Transmission of evidence to requesting courts: A person may be compelled to give evidence even where privilege is asserted but not supported in the request; the evidence will be withheld from transmission unless the requesting court upholds the claim on referral (s 6(3)). This produces a risk that private or privileged material will be taken in Tasmania and will only later be withheld at transmission stage, adding complexity to confidentiality management.
Meaning of “Supreme Court” in Part 3: Section 7(1) defines “Supreme Court” in that section as that Court except when exercising federal jurisdiction. The distinction means that orders under s 7 are to be understood in the context of state jurisdiction; matters involving federal jurisdiction may require different treatment or additional steps.
Practical gotcha on conduct money: Section 5(7) entitles persons required to attend by order to the same conduct money and payments for expenses and loss of time as witnesses in proceedings before the Supreme Court (s 5(7)). Applicants should budget and make arrangements for these payments; failing to do so can delay attendance or create disputes.

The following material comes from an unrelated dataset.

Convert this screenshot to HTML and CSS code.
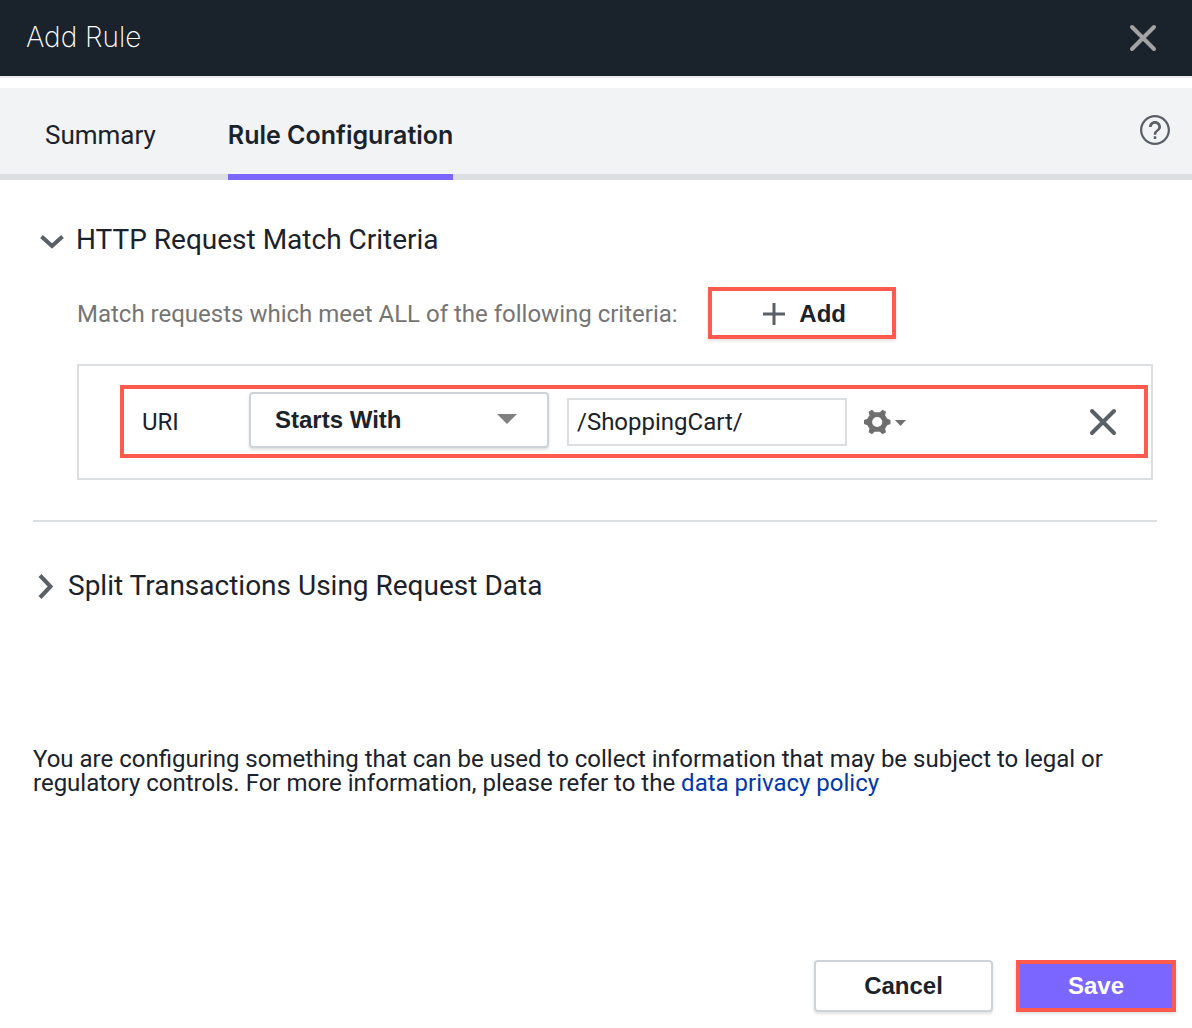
FILE: index.html
```html
<!DOCTYPE html>
<html lang="en">
<head>
<meta charset="utf-8">
<title>Add Rule</title>
<link rel="stylesheet" href="styles.css">
</head>
<body>
<header class="titlebar">
  <h1 class="title">Add Rule</h1>
  <button class="icon-button close" type="button" aria-label="Close">
    <svg width="28" height="28" viewBox="0 0 28 28" fill="none" stroke="currentColor" stroke-width="4" stroke-linecap="round"><path d="M3 3 25 25M25 3 3 25"/></svg>
  </button>
</header>

<nav class="tabs">
  <a class="tab" href="#summary">Summary</a>
  <a class="tab active" href="#configuration">Rule Configuration</a>
  <button class="icon-button help" type="button" aria-label="Help">
    <svg width="30" height="30" viewBox="0 0 24 24" fill="currentColor"><path d="M11 17h2v2.200h-2V17zm1-17C5.400 0 0 5.400 0 12s5.400 12 12 12 12-5.400 12-12S18.600 0 12 0zm0 22.200C6.400 22.200 1.800 17.600 1.800 12S6.400 1.800 12 1.800 22.200 6.400 22.200 12 17.600 22.200 12 22.200zm0-17.400c-2.700 0-4.800 2.100-4.800 4.800h2.200c0-1.500 1.100-2.600 2.600-2.600s2.600 1.100 2.600 2.600c0 2.500-3.600 2.200-3.600 6.200h2c0-2.800 3.800-3.100 3.800-6.200 0-2.700-2.100-4.800-4.800-4.800z"/></svg>
  </button>
</nav>

<main class="content">
  <section class="section">
    <h2 class="heading">
      <button class="toggle expanded" type="button" aria-expanded="true">
        <svg width="24" height="20" viewBox="0 0 24 20" fill="none" stroke="currentColor" stroke-width="4"><path d="M1.500 6.500 12 16 22.500 6.500"/></svg>
        HTTP Request Match Criteria
      </button>
    </h2>
    <div class="criteria">
      <div class="criteria-head">
        <p class="hint">Match requests which meet ALL of the following criteria:</p>
        <button class="button add" type="button">
          <svg width="22" height="22" viewBox="0 0 22 22" fill="none" stroke="#5a6067" stroke-width="3"><path d="M11 0V22M0 11H22"/></svg>
          Add
        </button>
      </div>
      <div class="panel">
        <div class="rule">
          <label class="rule-label" for="uri">URI</label>
          <div class="select">
            <select class="select-box" aria-label="URI condition">
              <option>Starts With</option>
            </select>
          </div>
          <input class="text-box" id="uri" type="text" value="/ShoppingCart/">
          <button class="icon-button gear" type="button" aria-label="Options">
            <svg width="42" height="26" viewBox="0 0 42 26" fill="currentColor">
              <path fill-rule="evenodd" d="M10.600 3.200 8 .8 4.600 2.700 5.500 6.200 3.400 9.800 0 11V15L3.400 16.200 5.500 19.800 4.600 23.300 8 25.200 10.600 22.800H15.900L18.500 25.200 22 23.300 21.100 19.800 23.200 16.200 26.500 15V11L23.200 9.800 21.100 6.200 22 2.700 18.500.8 15.900 3.200ZM13.200 7.900A5.100 5.100 0 1 1 13.200 18.100 5.100 5.100 0 0 1 13.200 7.900Z"/>
              <path d="M31 11H42L36.500 17Z"/>
            </svg>
          </button>
          <button class="icon-button remove" type="button" aria-label="Remove">
            <svg width="28" height="28" viewBox="0 0 28 28" fill="none" stroke="currentColor" stroke-width="4" stroke-linecap="round"><path d="M3 3 25 25M25 3 3 25"/></svg>
          </button>
        </div>
      </div>
    </div>
  </section>

  <section class="section split">
    <h2 class="heading">
      <button class="toggle" type="button" aria-expanded="false">
        <svg width="16" height="26" viewBox="0 0 16 26" fill="none" stroke="currentColor" stroke-width="4"><path d="M2 2.500 12.500 13.500 2 24.500"/></svg>
        Split Transactions Using Request Data
      </button>
    </h2>
  </section>

  <p class="notice">You are configuring something that can be used to collect information that may be subject to legal or regulatory controls. For more information, please refer to the <a class="link" href="#privacy">data privacy policy</a></p>
</main>

<footer class="actions">
  <button class="button cancel" type="button">Cancel</button>
  <button class="button save" type="submit">Save</button>
</footer>
</body>
</html>
```
FILE: styles.css
```css
* {
  box-sizing: border-box;
}

body {
  margin: 0;
  min-height: 100vh;
  display: flex;
  flex-direction: column;
  background: #fff;
  color: #1a222b;
  font: 24px/24px Roboto, sans-serif;
}

h1, h2, p {
  margin: 0;
  font-weight: 400;
}

button, input, select {
  font: inherit;
  color: inherit;
}

.titlebar {
  display: flex;
  align-items: center;
  justify-content: space-between;
  height: 78px;
  padding: 0 35px 0 26px;
  background: #1a222b;
  border-bottom: 2px solid #ece8ec;
}

.title {
  padding-bottom: 2px;
  font: 200 28px/34px Inter, sans-serif;
  color: #fff;
}

.icon-button {
  display: flex;
  padding: 0;
  border: 0;
  background: none;
}

.close {
  color: #a3a3a3;
}

.tabs {
  display: flex;
  gap: 72px;
  height: 92px;
  margin-top: 10px;
  padding: 0 22px 0 45px;
  background: #f1f3f4;
  box-shadow: inset 0 -6px #dbdfe2;
}

.tab {
  padding-top: 32px;
  font-size: 26px;
  line-height: 30px;
  color: inherit;
  text-decoration: none;
}

.tab.active {
  border-bottom: 6px solid #7b66ff;
  font-family: Inter, sans-serif;
  font-size: 25px;
  font-weight: 600;
}

.help {
  margin: 27px 0 0 auto;
  align-self: flex-start;
  color: #5a6067;
}

.content {
  padding: 43px 35px 0 33px;
}

.toggle {
  display: flex;
  align-items: center;
  gap: 14px;
  padding: 0 0 0 5px;
  border: 0;
  background: none;
  font-size: 28px;
  line-height: 34px;
}

.toggle.expanded {
  gap: 12px;
  padding-left: 7px;
}

.toggle svg {
  color: #5a6067;
}

.criteria {
  padding: 30px 4px 40px 44px;
}

.criteria-head {
  display: flex;
  align-items: center;
  gap: 30px;
}

.hint {
  padding-top: 2px;
}

.hint {
  color: #757575;
}

.button {
  display: flex;
  align-items: center;
  justify-content: center;
  gap: 14px;
  height: 52px;
  padding: 0;
  border: 2px solid #ced3d8;
  border-radius: 4px;
  background: #fff;
  box-shadow: 0 2px 3px rgba(0, 0, 0, .12);
  font: 700 24px/28px "Liberation Sans", Arial, sans-serif;
}

.add, .save {
  border: 4px solid #ff5a4d;
  border-radius: 0;
}

.add {
  width: 188px;
  padding: 2px 0 0 6px;
}

.panel {
  margin-top: 25px;
  padding: 19px 3px 20px 41px;
  border: 2px solid #dbdfe2;
}

.rule {
  display: flex;
  align-items: center;
  height: 73px;
  padding: 0 27px 0 18px;
  border: 4px solid #ff5a4d;
}

.rule-label {
  width: 107px;
}

.select {
  position: relative;
  width: 300px;
  margin: 0 18px 4px 0;
}

.select::after {
  content: "";
  position: absolute;
  top: 22px;
  right: 32px;
  border: 10px solid transparent;
  border-top-color: #808080;
  border-bottom: 0;
  pointer-events: none;
}

.select-box {
  appearance: none;
  display: block;
  width: 100%;
  height: 56px;
  padding: 0 24px;
  border: 2px solid #ced3d8;
  border-radius: 4px;
  background: #fff;
  box-shadow: 0 2px 3px rgba(0, 0, 0, .12);
  font: 700 24px/28px "Liberation Sans", Arial, sans-serif;
}

.text-box {
  width: 280px;
  height: 48px;
  padding: 0 8px;
  border: 2px solid #dbdfe2;
}

.gear {
  margin-left: 17px;
  color: #6e6e6e;
}

.remove {
  margin-left: auto;
  color: #5a6067;
}

.split {
  padding: 47px 0 144px;
  border-top: 2px solid #dbdfe2;
}

.link {
  color: #0039ac;
  text-decoration: none;
}

.actions {
  display: flex;
  justify-content: flex-end;
  gap: 23px;
  margin-top: auto;
  padding: 16px;
}

.cancel {
  width: 179px;
}

.save {
  width: 160px;
  background: #7b66ff;
  color: #fff;
}
```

Administrative responsibility may change: Section 14 assigns administration to the Minister and Department of Justice and Industrial Relations until an Administrative Arrangements Act 1990 order changes that assignment (s 14). Users should confirm the current administrative responsibility to avoid misdirecting inquiries.
Overall, the most common practical pitfalls arise from the specificity required by s 5(6) on documents, the procedural conditions for privilege in s 6(2), the territorial limitation in s 4(2), the criminal consequences of unsworn testimony in s 11 and the admissibility constraints in s 7(7)-(8). Careful drafting of requests, attention to supporting statements for privilege claims, and confirming applicable Rules of Court will mitigate most of these risks.